When 1st Provisional Marine Brigade was disbanded, 6th Marine Regiment with Colonel Hermle in command was assigned to the 2nd Marine Division again under General John Marston's command. In August 1942, Marston chose Hermle as his Division's Chief of Staff.

Hermle sailed with 2nd Marine Division to the Pacific Theater in November 1942 and participated in the Guadalcanal Campaign. Hermle was promoted to the rank of Brigadier General in September 1942 and was appointed Assistant Division Commander of the 2nd Division under Major General Julian C. Smith's command.

During the initial part of the Tarawa Battle, Brigadier General Hermle was sent ashore by his commanding officer, Major General Smith, to collect information and took over tactical command. Hermle stayed in the landing zone in the lagoon awaiting further instructions. All communications failed and Hermle was unable to reached Colonel David M. Shoup's Headquarters, where the defense was coordinated. He remained in the lagoon and supervised arrival of reserve troops and supplies, as well as evacuation of wounded under heavy enemy fire. He later planned and commanded the landing operations at Abemama. For his efforts during Tarawa and Abemama operations, Hermle was decorated with Legion of Merit with Combat "V". He also received the Navy Presidential Unit Citation, when the President decorated 2nd Marine Division for its efforts at Tarawa.

In January 1944, Hermle was transferred to the staff of the V Amphibious Corps under command of Lieutenant general Holland M. Smith, where he served as Administrative Deputy. He served in this capacity until April 1944, when he was transferred back to the United States. He was then assigned to 5th Marine Division stationed at Camp Pendleton, California. There he was appointed Assistant Division Commander under the command of Major General Keller E. Rockey.

The 5th Marine Division was sent to the Pacific Theater in August of the same year. After few months of additional training at Camp Tarawa, Hawaii, 5th Marine Division left for Iwo Jima in January 1945. Hermle landed with the first waves of troops of his division on February 19, 1945. He established Advanced Division Command Post and led his troops toward the Motoyama Airfield Number One. When his units was pinned down by the enemy fire. He wasn't hesitatant to go directly to the frontline foxholes to obtain first-hand information.

When the most of the enemy units retreated to the north of the island, where they took last-stand defensive positions, Brigadier general Hermle directed a coordinated attacks which caused heavy losses to the enemy.

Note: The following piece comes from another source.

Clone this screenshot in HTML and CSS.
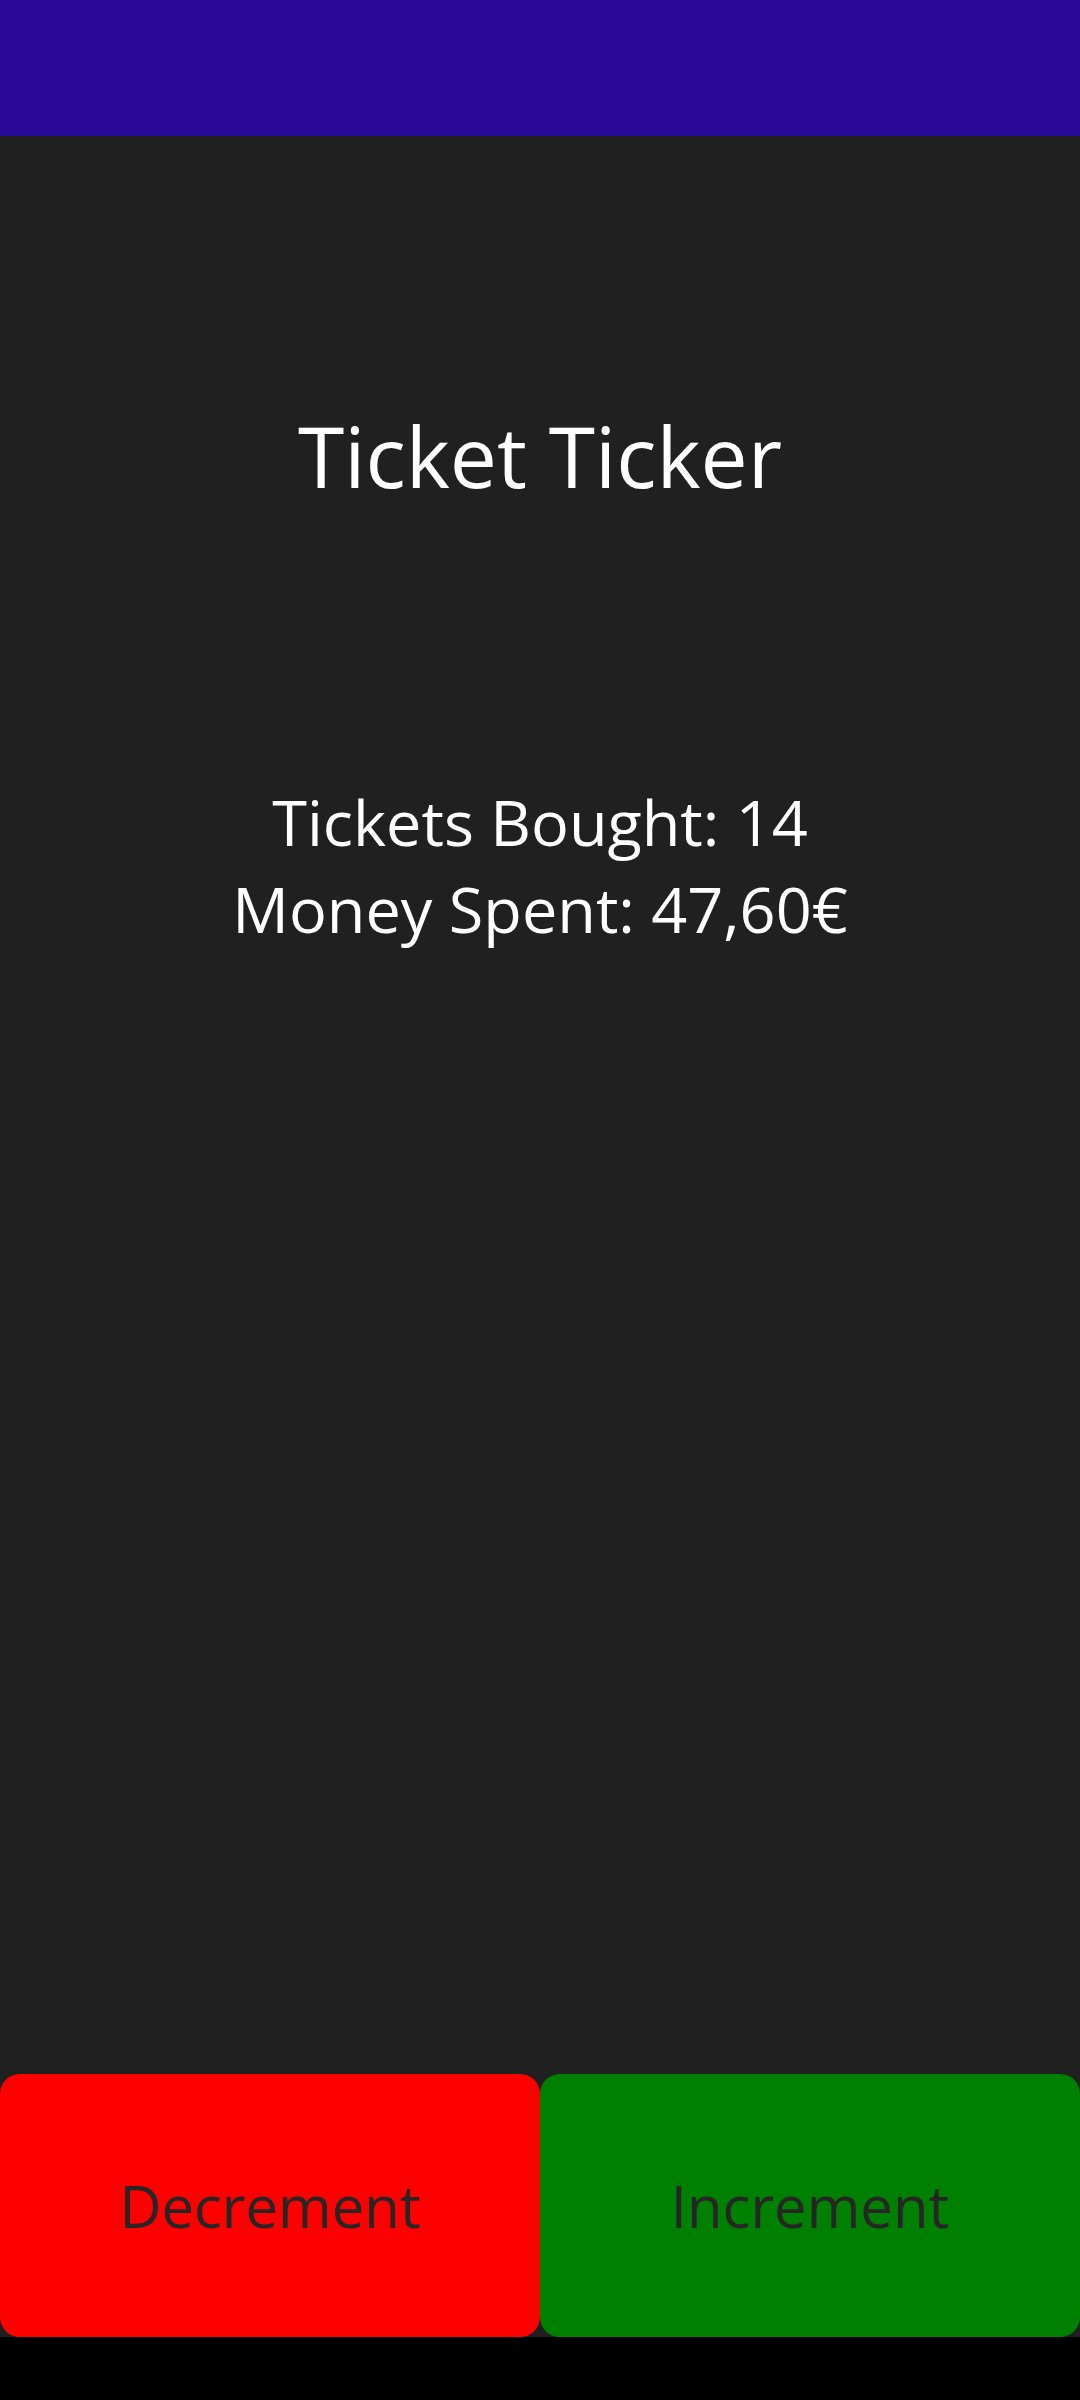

For his leadership of the 5th Marine Division's troops during the Battle of Iwo Jima and its capture, General Hermle was decorated with the Navy Cross. He also received his second Navy Presidential Unit Citation and also Navy Unit Commendation. He was subsequently transferred to Mariana Islands, where he was appointed Deputy Island Commander of Guam Island Command in June 1945. For his service in this capacity, he was decorated with Bronze Star Medal.

Postwar career

Hermle was appointed Island Commander in February 1946 and served in this capacity until July 1946, when he was ordered back to the United States. After his arrival, he was appointed Commanding officer of the Marine Corps Recruit Depot San Diego, California. He replaced Brigadier General Gilder D. Jackson Jr. in this capacity. He was promoted to the rank of Major General during his service in this capacity.

Hermle retired from the Marine Corps on September 1, 1949. He was also advanced to the rank of Lieutenant General on the retired list for having been specially commended in combat. Following his retirement from the Military, Hermle served as Professor of Law at University of San Diego. He also served at state Recreation Commission for 11 years. He retired again in 1973.

Leo Hermle died on January 21, 1976 in La Jolla near San Diego, California. He is buried together with his wife Venepha P. Hermle (1897-1986) at El Camino Memorial Park.